Butcher

Although the French could not legally consume horseflesh until 1811 (when they realized that eating horsemeat had saved many lives during the Napoleonic campaigns), they have long eaten goat, not just because they liked the pungent flavour of its flesh but because goats were able to survive weather and blights that killed less hardy animals. In the early Middle Ages in France, people who slaughtered goats and sold their flesh were known as bouchiers, having derived their name from the French word hoc, meaning hegoat; the original butchers, therefore, sold only goat-meat, although by the time the word was adopted into English in the late thirteenth century it had so widened its meaning that a butcher could, with impunity, whack almost any sort of animal over the head.
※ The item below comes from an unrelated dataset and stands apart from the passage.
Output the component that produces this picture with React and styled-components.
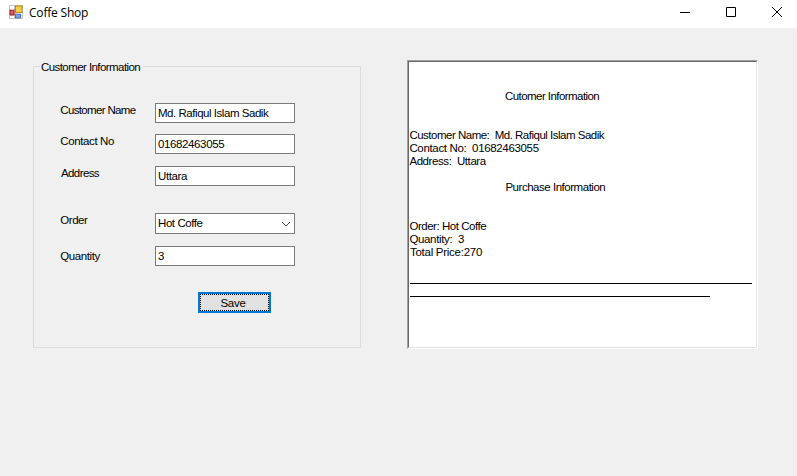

The source of the French hoc, likely a Celtic word, also developed through a different route into the word buck, applied to a male deer. The French hoc also gave Old English its original name for the male goat, bocca, which was paired with the name for the female, gat. By the fourteenth century, however, gat, which had evolved into goat, had come to mean both sexes of the animal, thus prompting the use of personal names, specifically billy-goat and nanny-goat, to distinguish the two sexes. The name for the young of goats, kid, first appeared in English at the beginning of the thirteenth century but was probably adopted from Old Norse centuries earlier when the Vikings were plundering the coastal villages of England. Kid was first used as a slang name for children in the seventeenth century and attained wide acceptance by the nineteenth century.